Even though Christmas brings friends and family together, many people still experience loneliness, which can impact their health. The American Psychological Association reported that one in four Americans experiences loneliness during the holidays. But loneliness isn’t just a seasonal problem. Previous reports found that 35 percent of Americans over the age of 45 feel lonely all-year long.
The elderly are particularly vulnerable to feelings of loneliness during the holidays. As one UK study pointed out, at least five percent of seniors spent 2010 Christmas alone. Caroline Abrahams from Age UK said, “For many people, the festive season is filled with joy and happiness, a magical time to spend with their loved ones. Yet for many older people, Christmas is a thoroughly miserable time that reinforces their feelings of loss and loneliness.”
The UK mental health organization described loneliness as, “not feeling part of the world. You might be surrounded by loads of people, but you are still lonely.” There are numerous reasons why people may feel lonely, from personal circumstances to relationship break-ups or even moving to a new area. Being excluded from social activities can also contribute to loneliness, whether it is due to a lack of funding or even mobility problems.
In older adults, loneliness can increase due to children leaving the house and starting their own families, making visits less and less frequent.
Loneliness has detrimental effects on mental health, including raising the risk of depression and anxiety. One study found that those who experience minimal face-to-face time with others double their risk of depression.
Loneliness is also associated with cognitive decline issues, such as Alzheimer’s disease, and can harm physical health as well.
These tips can help reduce the effects of loneliness and combat being lonely:
- Make contact with friends and family through phone calls, visitations or even the computer.
- Head out for a walk to feel more connected.

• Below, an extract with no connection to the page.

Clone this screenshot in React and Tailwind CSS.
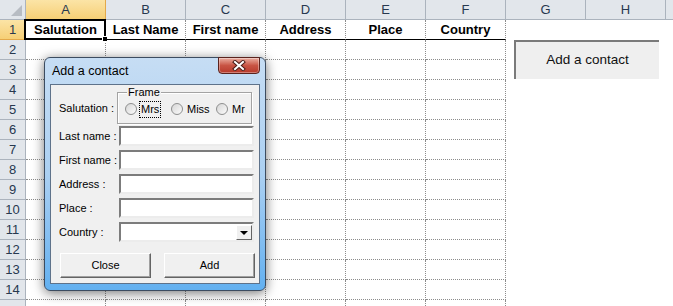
import React from 'react';

const cols = ['A', 'B', 'C', 'D', 'E', 'F', 'G', 'H'];
const heads = ['Salutation', 'Last Name', 'First name', 'Address', 'Place', 'Country'];
const rows = Array.from({ length: 15 }, (_, i) => i + 1);
const fields = ['Last name :', 'First name :', 'Address :', 'Place :', 'Country :'];

const Radio = ({ label, focus, width }) => (
    <div className={`flex items-center ${width}`}>
        <span className="w-[12px] h-[12px] rounded-full border border-[#8e8f8f] bg-linear-to-br from-[#d6d6d6] to-[#fbfbfb] shrink-0" />
        <span className={`ml-[2px] px-px leading-[15px] ${focus ? 'border border-dotted border-black' : 'border border-transparent'}`}>
            {label}
        </span>
    </div>
);

const WinButton = ({ children }) => (
    <button className="w-[91px] h-[25px] bg-[#f0f0f0] border border-t-white border-l-white border-b-[#646464] border-r-[#646464] shadow-[inset_-1px_-1px_0_#a0a0a0] text-[11px] text-black">
        {children}
    </button>
);

const App = () => {
    return (
        <div className="relative w-[673px] h-[306px] overflow-hidden bg-white font-['Liberation_Sans',Arial,sans-serif]">
            {/* sheet grid */}
            <div className="grid grid-cols-[26px_repeat(8,80px)_1fr] auto-rows-[20px]">
                {/* corner */}
                <div className="relative bg-[#e2e6eb] border-r border-b border-[#abb3bd]">
                    <div className="absolute right-[3px] bottom-[3px] w-0 h-0 border-l-[11px] border-l-transparent border-b-[11px] border-b-[#b7bcc3]" />
                </div>
                {cols.map((c) =>
                    c === 'A' ? (
                        <div key={c} className="flex items-center justify-center bg-linear-to-b from-[#fbe4a6] to-[#f6cf75] border-r border-b border-r-[#e3a94a] border-b-[#f2a93b] text-[13px] text-[#27384f]">
                            {c}
                        </div>
                    ) : (
                        <div key={c} className="flex items-center justify-center bg-[#e2e6eb] border-r border-b border-[#abb3bd] text-[13px] text-[#27384f]">
                            {c}
                        </div>
                    )
                )}
                <div className="bg-[#e2e6eb] border-b border-[#abb3bd]" />

                {rows.map((r) => (
                    <React.Fragment key={r}>
                        {r === 1 ? (
                            <div className="flex items-center justify-center bg-linear-to-b from-[#fbe4a6] to-[#f6cf75] border-r border-b border-r-[#f2a93b] border-b-[#e3a94a] text-[13px] text-[#27384f]">
                                {r}
                            </div>
                        ) : (
                            <div className="flex items-center justify-center bg-[#e2e6eb] border-r border-b border-[#abb3bd] text-[13px] text-[#27384f]">
                                {/* last row only peeks in at the bottom edge */}
                                {r < 15 ? r : ''}
                            </div>
                        )}
                        {heads.map((h, i) =>
                            r === 1 ? (
                                <div
                                    key={h}
                                    className="relative flex items-center justify-center border-r border-b border-dotted border-r-[#8c8c8c] border-b-black [border-bottom-style:solid] text-[13px] font-bold text-black"
                                >
                                    {h}
                                    {i === 0 && (
                                        <div className="absolute -left-[2px] -top-px -right-px -bottom-px border-2 border-black">
                                            <div className="absolute -right-[4px] -bottom-[4px] w-[6px] h-[6px] bg-black border border-white" />
                                        </div>
                                    )}
                                </div>
                            ) : (
                                <div key={h} className="border-r border-b border-dotted border-[#8c8c8c]" />
                            )
                        )}
                        <div />
                        <div />
                        <div />
                    </React.Fragment>
                ))}
            </div>

            {/* sheet button */}
            <button className="absolute left-[514px] top-[40px] w-[145px] h-[39px] bg-[#efefef] border-t-2 border-l-2 border-[#7a7a7a] text-[13.5px] text-[#111]">
                Add a contact
            </button>

            {/* dialog window */}
            <div className="absolute left-[44px] top-[57px] w-[222px] h-[234px] rounded-[6px] border border-[#3c4c60] bg-linear-to-b from-[#c6ddf4] via-[#abd0f2] to-[#62b0f0] shadow-[0_2px_12px_rgba(0,0,0,0.55)] flex flex-col">
                <div className="relative h-[26px] pl-[7px] flex items-center text-[12.5px] text-black">
                    Add a contact
                    <div className="absolute right-[5px] -top-px w-[42px] h-[17px] rounded-b-[4px] border border-[#5a231e] bg-linear-to-b from-[#e9ada1] via-[#c85444] to-[#b7392b] shadow-[inset_0_0_0_1px_rgba(255,255,255,0.35)] flex items-center justify-center">
                        <svg width="14" height="11" viewBox="0 0 14 11">
                            <path d="M3 2 L11 9 M11 2 L3 9" stroke="#4a1d18" strokeWidth="4" strokeLinecap="square" />
                            <path d="M3 2 L11 9 M11 2 L3 9" stroke="#ffffff" strokeWidth="2" strokeLinecap="square" />
                        </svg>
                    </div>
                </div>

                <div className="mx-[5px] h-[200px] border border-[#5e728a] bg-[#f0f0f0] pl-[8px] pt-[7px] text-[11px] text-black flex flex-col">
                    {/* salutation row */}
                    <div className="flex items-center h-[32px]">
                        <span className="w-[58px]">Salutation :</span>
                        <div className="relative w-[135px] h-[32px] border border-[#a3a3a3] shadow-[inset_1px_1px_0_#ffffff,1px_1px_0_#ffffff] flex items-center pl-[7px] pt-[2px]">
                            <span className="absolute left-[9px] -top-[8px] px-[1px] bg-[#f0f0f0] leading-[14px]">Frame</span>
                            <Radio label="Mrs" focus width="w-[46px]" />
                            <Radio label="Miss" width="w-[45px]" />
                            <Radio label="Mr" width="w-[30px]" />
                        </div>
                    </div>

                    {/* text fields */}
                    <div className="mt-[2px] flex flex-col gap-[4px]">
                        {fields.map((f, i) => (
                            <div key={f} className="flex items-center h-[20px]">
                                <span className="w-[60px]">{f}</span>
                                <div className="relative w-[135px] h-[20px] bg-white border-2 border-t-[#7c7c7c] border-l-[#7c7c7c] border-b-[#ececec] border-r-[#ececec]">
                                    {i === 4 && (
                                        <div className="absolute right-0 top-px w-[16px] h-[15px] bg-[#f0f0f0] border border-t-white border-l-white border-b-[#646464] border-r-[#646464] flex items-center justify-center">
                                            <div className="w-0 h-0 border-l-[4px] border-r-[4px] border-t-[4px] border-l-transparent border-r-transparent border-t-black" />
                                        </div>
                                    )}
                                </div>
                            </div>
                        ))}
                    </div>

                    {/* buttons */}
                    <div className="mt-[11px] flex gap-[13px] pl-px">
                        <WinButton>Close</WinButton>
                        <WinButton>Add</WinButton>
                    </div>
                </div>
            </div>
        </div>
    );
};

export default App;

- Start conversations with neighbors.
- Volunteer your time, join a group or get involved in local activities.
- Meet people online.
Marcus Rand, director of Campaign to End Loneliness, said, “We can play a role in supporting local older people to avoid loneliness – for example, by visiting them, calling them or offering help with transport to get out and about. You could offer support with using the Internet to help stay connected with friends and family, or let them know about social activities going on in their local area.”